Originally Posted by
PhaelixWW
What you fail to grasp is that I'm not strictly comparing guns to cars. I'm using guns and cars to compare the concept of legal ownership vs. criminal culpability. The items in question (guns and cars) are only important insofar as they pertain to the main topic of comparison. But instead of trying to handwave away my comparison, why don't you address the gun to knife comparison instead? They're both "weapons whose sole purpose is to harm", by your logic, so the comparison should be valid, even in your eyes, no?
By practical purposes, I suppose you mean recreational purposes, which is the same thing for firearms. Which is exactly our point.
Subjective purpose is important. Objective purpose, if such a thing even really exists (and there's a platonic argument for another day), doesn't really have much import. If there's a folding chair next to a WWF ring whose sold intended purpose is for use upside a person's head, does that make it not a weapon since a chair's "objective" purpose is as a thing to sit on? Does it not matter than in this case, the chair is never used for said purpose, it can't and will never be a weapon simply because the first chair wasn't designed as one? That's pure sophistry.
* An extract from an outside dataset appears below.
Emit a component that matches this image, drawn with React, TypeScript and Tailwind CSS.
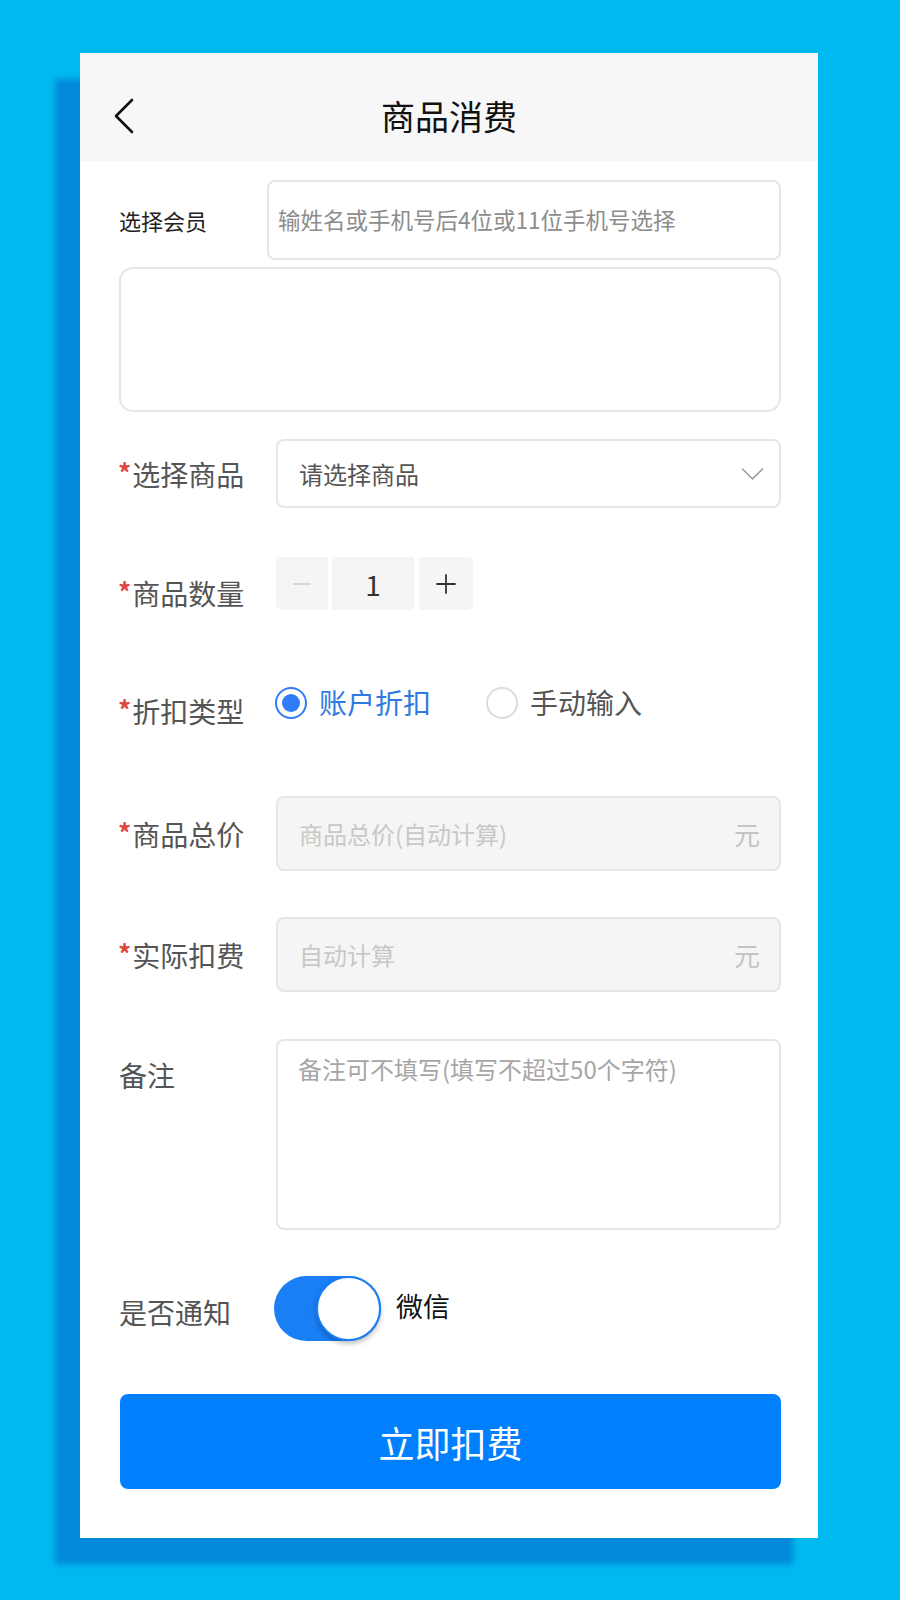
import { useState } from "react";

const font = "font-['Noto_Sans_CJK_SC','Noto_Sans',sans-serif]";

function Label({ text, required, className = "" }: { text: string; required?: boolean; className?: string }) {
    return (
        <div className={`w-[157px] h-[28px] shrink-0 text-[28px] leading-[28px] text-[#555] whitespace-nowrap flex items-center ${className}`}>
            {required && <span className="text-[#e0453f] text-[26px] leading-[28px] font-bold -ml-[1px] mr-[1px] -mt-[4px]">*</span>}
            <span>{text}</span>
        </div>
    );
}

export default function App() {
    const [qty, setQty] = useState(1);
    const [discount, setDiscount] = useState("account");
    const [notify, setNotify] = useState(true);

    return (
        <div className={`min-h-[1600px] w-[900px] bg-[#00b9ef] pt-[53px] pl-[80px] ${font}`}>
            <div className="w-[738px] h-[1485px] bg-white shadow-[-25px_26px_6px_#0289d9] flex flex-col">
                {/* header */}
                <div className="h-[108px] bg-[#f7f7f7] pt-[43px] px-[34px] flex items-start">
                    <svg width="20" height="36" viewBox="0 0 20 36" className="shrink-0 mt-[2px]">
                        <path d="M18 2 L2 18 L18 34" fill="none" stroke="#111" strokeWidth="2.6" strokeLinecap="round" strokeLinejoin="round" />
                    </svg>
                    <div className="flex-1 text-center text-[34px] leading-[40px] text-[#111] -ml-[20px]">商品消费</div>
                </div>

                <div className="pl-[39px] pr-[37px] flex flex-col">
                    {/* member */}
                    <div className="mt-[19px] flex items-center">
                        <div className="w-[148px] shrink-0 text-[22px] leading-[28px] text-[#222]">选择会员</div>
                        <div className="flex-1 h-[80px] border-2 border-[#e6e6e6] rounded-lg flex items-center px-[9px] text-[22.5px] text-[#8c8c8c] whitespace-nowrap">
                            输姓名或手机号后4位或11位手机号选择
                        </div>
                    </div>
                    <div className="mt-[7px] h-[145px] border-2 border-[#e6e6e6] rounded-[14px]" />

                    {/* goods */}
                    <div className="mt-[27px] flex items-center">
                        <Label text="选择商品" required />
                        <div className="flex-1 h-[69px] border-2 border-[#e6e6e6] rounded-lg flex items-center pl-[21px] pr-[15px] text-[24px] text-[#555]">
                            <span className="flex-1">请选择商品</span>
                            <svg width="23" height="14" viewBox="0 0 23 14">
                                <path d="M1.5 2 L11.5 12 L21.5 2" fill="none" stroke="#9a9a9a" strokeWidth="1.6" strokeLinecap="round" strokeLinejoin="round" />
                            </svg>
                        </div>
                    </div>

                    {/* quantity */}
                    <div className="mt-[49px] flex items-start">
                        <Label text="商品数量" required className="mt-[22px]" />
                        <div className="flex items-stretch h-[53px] gap-[4px]">
                            <button
                                className="w-[52px] bg-[#f5f5f5] rounded-l-md flex items-center justify-center"
                                onClick={() => setQty(Math.max(1, qty - 1))}
                            >
                                <svg width="18" height="4" viewBox="0 0 18 4">
                                    <path d="M1 2 H17" stroke="#cccccc" strokeWidth="1.6" strokeLinecap="round" />
                                </svg>
                            </button>
                            <div className="w-[82px] bg-[#f5f5f5] flex items-center justify-center text-[28px] text-[#333]">{qty}</div>
                            <button
                                className="w-[54px] ml-[1px] bg-[#f5f5f5] rounded-r-md flex items-center justify-center"
                                onClick={() => setQty(qty + 1)}
                            >
                                <svg width="20" height="20" viewBox="0 0 20 20">
                                    <path d="M1 10 H19 M10 1 V19" stroke="#333" strokeWidth="1.8" strokeLinecap="round" />
                                </svg>
                            </button>
                        </div>
                    </div>

                    {/* discount type */}
                    <div className="mt-[77px] flex items-start">
                        <Label text="折扣类型" required className="mt-[10px]" />
                        <div className="flex items-center h-[32px] -ml-[1px]">
                            <button className="flex items-center" onClick={() => setDiscount("account")}>
                                <span
                                    className={`w-[32px] h-[32px] rounded-full border-2 flex items-center justify-center ${
                                        discount === "account" ? "border-[#2f7cf6]" : "border-[#dcdcdc]"
                                    }`}
                                >
                                    {discount === "account" && <span className="w-[18px] h-[18px] rounded-full bg-[#2f7cf6]" />}
                                </span>
                                <span
                                    className={`ml-[12px] text-[28px] leading-[28px] -mt-[3px] ${
                                        discount === "account" ? "text-[#2f7ae2]" : "text-[#555]"
                                    }`}
                                >
                                    账户折扣
                                </span>
                            </button>
                            <button className="flex items-center ml-[55px]" onClick={() => setDiscount("manual")}>
                                <span
                                    className={`w-[32px] h-[32px] rounded-full border-2 flex items-center justify-center ${
                                        discount === "manual" ? "border-[#2f7cf6]" : "border-[#dcdcdc]"
                                    }`}
                                >
                                    {discount === "manual" && <span className="w-[18px] h-[18px] rounded-full bg-[#2f7cf6]" />}
                                </span>
                                <span
                                    className={`ml-[12px] text-[28px] leading-[28px] -mt-[3px] ${
                                        discount === "manual" ? "text-[#2f7ae2]" : "text-[#555]"
                                    }`}
                                >
                                    手动输入
                                </span>
                            </button>
                        </div>
                    </div>

                    {/* total price */}
                    <div className="mt-[71px] flex items-center">
                        <Label text="商品总价" required />
                        <div className="flex-1 h-[75px] bg-[#f5f5f5] border-2 border-[#e6e6e6] rounded-lg flex items-center pl-[21px] pr-[19px]">
                            <span className="flex-1 text-[24px] text-[#c8c8c8]">商品总价(自动计算)</span>
                            <span className="text-[26px] text-[#c4c4c4]">元</span>
                        </div>
                    </div>

                    {/* actual charge */}
                    <div className="mt-[46px] flex items-center">
                        <Label text="实际扣费" required />
                        <div className="flex-1 h-[75px] bg-[#f5f5f5] border-2 border-[#e6e6e6] rounded-lg flex items-center pl-[21px] pr-[19px]">
                            <span className="flex-1 text-[24px] text-[#c8c8c8]">自动计算</span>
                            <span className="text-[26px] text-[#c4c4c4]">元</span>
                        </div>
                    </div>

                    {/* remark */}
                    <div className="mt-[47px] flex items-start">
                        <Label text="备注" className="mt-[22px]" />
                        <div className="flex-1 h-[191px] border-2 border-[#e6e6e6] rounded-lg px-[20px] pt-[12px] text-[24px] leading-[32px] text-[#a6a6a6]">
                            备注可不填写(填写不超过50个字符)
                        </div>
                    </div>

                    {/* notify */}
                    <div className="mt-[46px] flex items-start">
                        <Label text="是否通知" className="mt-[22px]" />
                        <button
                            className={`w-[107px] h-[65px] rounded-full flex items-center shrink-0 -ml-[2px] ${
                                notify ? "bg-[#1a7ef5] justify-end" : "bg-[#e5e5e5] justify-start"
                            }`}
                            onClick={() => setNotify(!notify)}
                        >
                            <span className="w-[65px] h-[65px] rounded-full bg-white border-2 border-[#1a7ef5] shadow-[0_3px_5px_rgba(0,0,0,0.25)]" />
                        </button>
                        <div className="ml-[15px] mt-[16px] text-[27px] leading-[28px] text-[#111]">微信</div>
                    </div>

                    {/* submit */}
                    <button className="mt-[53px] ml-[1px] h-[95px] rounded-lg bg-[#0080ff] text-white text-[36px] flex items-center justify-center">
                        立即扣费
                    </button>
                </div>
            </div>
        </div>
    );
}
Conversely, most firearms in this country (the vast, vast, vast majority) are never used to harm a person. Their purpose isn't to harm paper, either, so much as to allow people to test their marksmanship. Actions and intended actions are the heart of criminal law. If you are to posit that people are to held accountable for every non-action and non-intention they have with their property, then you'd have to remove almost everything as a possible future murder weapon.
And as for my last statement? Recreational purpose, which you claim as a valid purpose for a baseball bat, is all about intent. After all, a bat, at its most basic, is designed to swing against another object to hit it. The use of said object for recreation is an intentional choice.
Your analysis of my analysis is poor. I'm not saying that you care because of the nature of your belief. I'm saying that you obviously care because you're arguing the point. Quod erat demonstrandum.
You came back into this thread, scoffed at a legitimate poll, then tried to convince people that anybody who agrees with the gun policy stated by the Constitution is placing human life second to ownership of an item. You claim to be indifferent, and yet you tried to devalue any poll that indicates that the overall trend in support for getting rid of guns is going downward, in direct contravention to your stated belief in the inevitability of a popular, universal, and most importantly opposite position.
And you've spent pages here trying to argue said point. Your claims to indifference seem rather hollow.
But I'm going to back off on the personal aspect and try to constrain myself to debate of the actual arguments instead of the people making them from here on out.